Bacteria influence our digestive systems as well as our immunity. “Children with allergies seem to have a different make up of gut bacteria from children who don’t,” Fox says. “There’s a suggestion that what’s in your gut can be influenced by very early life events – you’ve got to get in very early, or you’ve missed the boat – things like whether you’re born in hospital, whether you’re a Caesarean. You pick up gut flora on your way out through the birth canal. Being born Caesarean means you miss out on a lot of that.”
Fox is involved in a study in which babies with serious milk allergies are given hypoallergenic formula with added probiotics to see if they grow out of their allergies faster. But probiotics are fraught with controversy. “We don’t really have enough evidence for the effects of probiotics on anything,” Fox says. “There are literally thousands of them. Which strain would you use? When would you give it? How much would you give, and how long for?” And even if they do find useful results, the most interesting strains are owned by corporations that control their use.
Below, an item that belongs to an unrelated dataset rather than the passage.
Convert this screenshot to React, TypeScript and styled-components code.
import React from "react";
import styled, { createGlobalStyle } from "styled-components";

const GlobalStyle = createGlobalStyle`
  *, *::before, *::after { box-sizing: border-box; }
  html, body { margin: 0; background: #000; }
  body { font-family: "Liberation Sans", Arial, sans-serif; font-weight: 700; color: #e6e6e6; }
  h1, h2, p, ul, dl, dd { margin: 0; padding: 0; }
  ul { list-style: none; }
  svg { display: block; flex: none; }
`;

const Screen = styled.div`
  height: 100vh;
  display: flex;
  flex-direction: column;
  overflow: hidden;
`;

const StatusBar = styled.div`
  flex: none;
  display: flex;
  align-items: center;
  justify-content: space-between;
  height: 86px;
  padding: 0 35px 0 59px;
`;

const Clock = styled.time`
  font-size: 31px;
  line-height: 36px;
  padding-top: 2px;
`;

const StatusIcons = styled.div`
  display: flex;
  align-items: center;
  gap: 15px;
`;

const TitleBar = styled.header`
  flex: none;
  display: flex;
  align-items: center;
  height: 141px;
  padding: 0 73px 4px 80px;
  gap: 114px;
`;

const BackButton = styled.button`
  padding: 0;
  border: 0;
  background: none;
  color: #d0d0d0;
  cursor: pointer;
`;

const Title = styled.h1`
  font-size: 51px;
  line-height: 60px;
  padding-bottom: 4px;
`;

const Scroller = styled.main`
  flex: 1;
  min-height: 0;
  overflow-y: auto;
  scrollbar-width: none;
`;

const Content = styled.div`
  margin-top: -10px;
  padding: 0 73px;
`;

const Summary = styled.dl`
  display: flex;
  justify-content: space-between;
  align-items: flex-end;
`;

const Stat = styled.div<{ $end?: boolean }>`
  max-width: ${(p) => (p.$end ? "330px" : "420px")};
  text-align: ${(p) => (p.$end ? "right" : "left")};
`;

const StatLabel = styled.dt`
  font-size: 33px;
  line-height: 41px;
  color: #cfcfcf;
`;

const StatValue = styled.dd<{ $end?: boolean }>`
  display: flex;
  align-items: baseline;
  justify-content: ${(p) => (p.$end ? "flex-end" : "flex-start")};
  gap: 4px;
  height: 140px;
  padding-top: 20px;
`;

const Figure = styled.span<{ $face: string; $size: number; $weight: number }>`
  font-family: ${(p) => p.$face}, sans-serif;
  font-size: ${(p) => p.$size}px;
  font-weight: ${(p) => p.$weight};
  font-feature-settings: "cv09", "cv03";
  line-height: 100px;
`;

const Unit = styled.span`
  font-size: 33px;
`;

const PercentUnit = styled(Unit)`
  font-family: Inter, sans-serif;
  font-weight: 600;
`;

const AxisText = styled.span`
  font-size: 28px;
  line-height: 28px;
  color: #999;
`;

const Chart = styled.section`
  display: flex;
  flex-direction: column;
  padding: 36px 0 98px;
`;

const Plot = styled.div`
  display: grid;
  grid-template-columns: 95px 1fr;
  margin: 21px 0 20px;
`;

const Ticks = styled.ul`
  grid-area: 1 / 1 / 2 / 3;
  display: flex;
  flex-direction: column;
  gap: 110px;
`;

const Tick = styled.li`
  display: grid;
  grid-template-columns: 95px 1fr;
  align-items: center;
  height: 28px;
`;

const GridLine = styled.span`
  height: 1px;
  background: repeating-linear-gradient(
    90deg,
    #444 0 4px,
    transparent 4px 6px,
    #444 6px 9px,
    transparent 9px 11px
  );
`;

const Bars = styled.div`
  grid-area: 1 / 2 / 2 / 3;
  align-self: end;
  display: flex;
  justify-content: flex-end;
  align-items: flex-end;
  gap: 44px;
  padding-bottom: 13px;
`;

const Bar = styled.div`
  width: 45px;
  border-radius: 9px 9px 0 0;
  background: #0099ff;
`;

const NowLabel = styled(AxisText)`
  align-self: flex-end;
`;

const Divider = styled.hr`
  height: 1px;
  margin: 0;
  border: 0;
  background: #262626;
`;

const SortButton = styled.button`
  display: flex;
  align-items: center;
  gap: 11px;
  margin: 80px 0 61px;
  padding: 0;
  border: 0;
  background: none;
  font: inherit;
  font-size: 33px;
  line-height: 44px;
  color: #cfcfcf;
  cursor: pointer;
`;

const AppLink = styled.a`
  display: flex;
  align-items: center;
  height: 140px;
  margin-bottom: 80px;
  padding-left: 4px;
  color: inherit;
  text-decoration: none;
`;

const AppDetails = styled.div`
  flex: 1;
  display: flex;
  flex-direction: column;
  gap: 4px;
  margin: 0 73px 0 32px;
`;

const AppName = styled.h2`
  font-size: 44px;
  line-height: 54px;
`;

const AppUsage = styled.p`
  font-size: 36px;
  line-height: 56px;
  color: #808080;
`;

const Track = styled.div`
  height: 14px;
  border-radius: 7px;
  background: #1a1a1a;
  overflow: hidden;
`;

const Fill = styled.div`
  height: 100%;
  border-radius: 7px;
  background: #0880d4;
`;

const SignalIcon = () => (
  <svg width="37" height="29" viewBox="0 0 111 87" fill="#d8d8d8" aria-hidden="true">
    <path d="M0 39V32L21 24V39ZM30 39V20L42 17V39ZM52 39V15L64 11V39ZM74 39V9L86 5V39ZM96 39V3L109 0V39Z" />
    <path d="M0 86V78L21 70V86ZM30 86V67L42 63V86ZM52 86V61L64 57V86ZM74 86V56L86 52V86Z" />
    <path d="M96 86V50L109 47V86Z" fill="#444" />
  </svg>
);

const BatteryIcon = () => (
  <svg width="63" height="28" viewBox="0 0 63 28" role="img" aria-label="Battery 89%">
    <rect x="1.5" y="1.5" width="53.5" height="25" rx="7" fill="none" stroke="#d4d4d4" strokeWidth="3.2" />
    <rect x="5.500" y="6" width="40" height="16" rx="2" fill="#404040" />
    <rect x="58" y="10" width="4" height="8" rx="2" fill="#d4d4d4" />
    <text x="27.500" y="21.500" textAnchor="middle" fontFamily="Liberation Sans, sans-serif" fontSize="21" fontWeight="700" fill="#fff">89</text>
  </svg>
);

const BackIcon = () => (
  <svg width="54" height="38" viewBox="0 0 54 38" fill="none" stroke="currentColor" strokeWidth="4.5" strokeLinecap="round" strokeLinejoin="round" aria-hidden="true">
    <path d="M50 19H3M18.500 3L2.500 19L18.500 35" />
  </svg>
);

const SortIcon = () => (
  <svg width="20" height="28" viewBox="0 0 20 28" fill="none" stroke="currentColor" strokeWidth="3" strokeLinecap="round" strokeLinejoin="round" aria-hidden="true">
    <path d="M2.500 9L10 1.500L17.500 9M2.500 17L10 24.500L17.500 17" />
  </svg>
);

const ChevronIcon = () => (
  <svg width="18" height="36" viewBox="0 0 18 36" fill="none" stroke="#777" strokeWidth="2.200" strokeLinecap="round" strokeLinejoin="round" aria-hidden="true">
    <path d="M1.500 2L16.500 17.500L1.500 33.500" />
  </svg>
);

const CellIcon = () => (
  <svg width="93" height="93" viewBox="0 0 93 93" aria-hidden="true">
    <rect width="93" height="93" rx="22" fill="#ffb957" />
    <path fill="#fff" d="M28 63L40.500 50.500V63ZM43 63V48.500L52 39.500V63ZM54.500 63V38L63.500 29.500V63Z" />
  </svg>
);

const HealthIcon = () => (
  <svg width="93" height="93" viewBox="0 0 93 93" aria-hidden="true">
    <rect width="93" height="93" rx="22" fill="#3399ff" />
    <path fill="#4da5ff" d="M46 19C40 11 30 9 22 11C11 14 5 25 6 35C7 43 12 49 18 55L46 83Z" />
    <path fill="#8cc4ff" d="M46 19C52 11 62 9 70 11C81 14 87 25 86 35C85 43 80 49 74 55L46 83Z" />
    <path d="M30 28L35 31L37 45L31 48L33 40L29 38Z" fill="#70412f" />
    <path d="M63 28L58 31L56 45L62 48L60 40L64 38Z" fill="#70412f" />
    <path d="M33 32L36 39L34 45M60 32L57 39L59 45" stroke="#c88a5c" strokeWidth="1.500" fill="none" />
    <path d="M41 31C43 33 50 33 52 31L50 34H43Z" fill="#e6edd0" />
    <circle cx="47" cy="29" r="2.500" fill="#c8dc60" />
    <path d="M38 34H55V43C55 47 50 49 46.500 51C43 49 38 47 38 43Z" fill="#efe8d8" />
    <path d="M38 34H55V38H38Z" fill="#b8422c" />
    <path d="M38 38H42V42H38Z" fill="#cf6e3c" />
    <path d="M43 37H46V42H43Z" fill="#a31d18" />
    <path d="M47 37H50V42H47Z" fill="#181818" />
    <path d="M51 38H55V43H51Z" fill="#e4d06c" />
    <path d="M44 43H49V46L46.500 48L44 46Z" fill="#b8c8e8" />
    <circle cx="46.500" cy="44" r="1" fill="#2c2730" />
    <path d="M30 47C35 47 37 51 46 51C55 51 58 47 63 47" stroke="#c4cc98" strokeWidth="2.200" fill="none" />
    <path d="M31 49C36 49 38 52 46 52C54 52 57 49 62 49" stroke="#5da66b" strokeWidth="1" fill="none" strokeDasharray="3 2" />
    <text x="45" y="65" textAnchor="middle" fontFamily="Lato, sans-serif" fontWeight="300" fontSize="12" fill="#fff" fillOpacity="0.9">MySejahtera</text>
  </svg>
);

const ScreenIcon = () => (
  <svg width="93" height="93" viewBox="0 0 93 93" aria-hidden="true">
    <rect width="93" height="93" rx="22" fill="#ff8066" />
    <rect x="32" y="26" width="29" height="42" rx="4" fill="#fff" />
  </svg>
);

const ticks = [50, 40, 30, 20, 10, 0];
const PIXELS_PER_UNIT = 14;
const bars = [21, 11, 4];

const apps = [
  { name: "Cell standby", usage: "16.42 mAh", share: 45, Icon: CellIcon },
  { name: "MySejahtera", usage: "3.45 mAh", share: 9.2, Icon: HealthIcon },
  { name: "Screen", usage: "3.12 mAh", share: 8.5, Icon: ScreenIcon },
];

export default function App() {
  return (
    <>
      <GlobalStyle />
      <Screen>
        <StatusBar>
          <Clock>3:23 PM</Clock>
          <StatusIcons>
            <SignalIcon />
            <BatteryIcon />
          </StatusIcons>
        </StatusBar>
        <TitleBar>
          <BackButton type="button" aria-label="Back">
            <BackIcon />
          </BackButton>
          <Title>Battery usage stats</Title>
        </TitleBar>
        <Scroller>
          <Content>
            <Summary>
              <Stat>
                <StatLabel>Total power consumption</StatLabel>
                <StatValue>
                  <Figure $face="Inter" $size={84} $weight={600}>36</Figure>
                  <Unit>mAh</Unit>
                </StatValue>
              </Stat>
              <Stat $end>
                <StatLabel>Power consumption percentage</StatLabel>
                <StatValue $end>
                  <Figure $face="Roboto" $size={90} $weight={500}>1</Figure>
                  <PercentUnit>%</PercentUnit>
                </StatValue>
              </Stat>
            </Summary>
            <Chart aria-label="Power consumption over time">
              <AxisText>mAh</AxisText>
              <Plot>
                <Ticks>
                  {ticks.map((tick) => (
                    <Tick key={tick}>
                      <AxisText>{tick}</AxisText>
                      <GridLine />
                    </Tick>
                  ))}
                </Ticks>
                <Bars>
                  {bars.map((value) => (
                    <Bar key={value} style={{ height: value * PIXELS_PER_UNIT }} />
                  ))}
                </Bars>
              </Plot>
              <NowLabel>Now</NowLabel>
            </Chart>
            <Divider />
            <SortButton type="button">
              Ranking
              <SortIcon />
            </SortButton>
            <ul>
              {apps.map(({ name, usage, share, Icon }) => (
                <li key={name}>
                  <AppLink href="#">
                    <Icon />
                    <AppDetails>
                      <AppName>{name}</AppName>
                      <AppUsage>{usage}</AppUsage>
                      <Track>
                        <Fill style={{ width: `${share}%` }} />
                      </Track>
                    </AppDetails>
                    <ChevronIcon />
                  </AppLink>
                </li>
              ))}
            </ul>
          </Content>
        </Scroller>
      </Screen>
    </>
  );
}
The science of allergies is still relatively young. “We don’t have the legacy of hundreds of years of understanding the basics and the natural history that other specialties do,” Fox says. “This is still the ‘wild west’ to a degree.” That leaves the field open to exploitation from those eager to cash in on an expanding market. Google “allergies”, and you’ll be met with offers of antibody analysis, hair-strand tests, tests to measure electrical conductivity in the body, as well as numerous solutions ranging from homeopathy to ionising machines that emit charged particles into the air. Many of these, Fox says, “are very much pseudo-science, very easy to get hold of and deeply tempting. Even if you’ve got quite severe allergies, your chances of seeing a specialist are very remote, which means that you’re far more liable to be open to these messages.”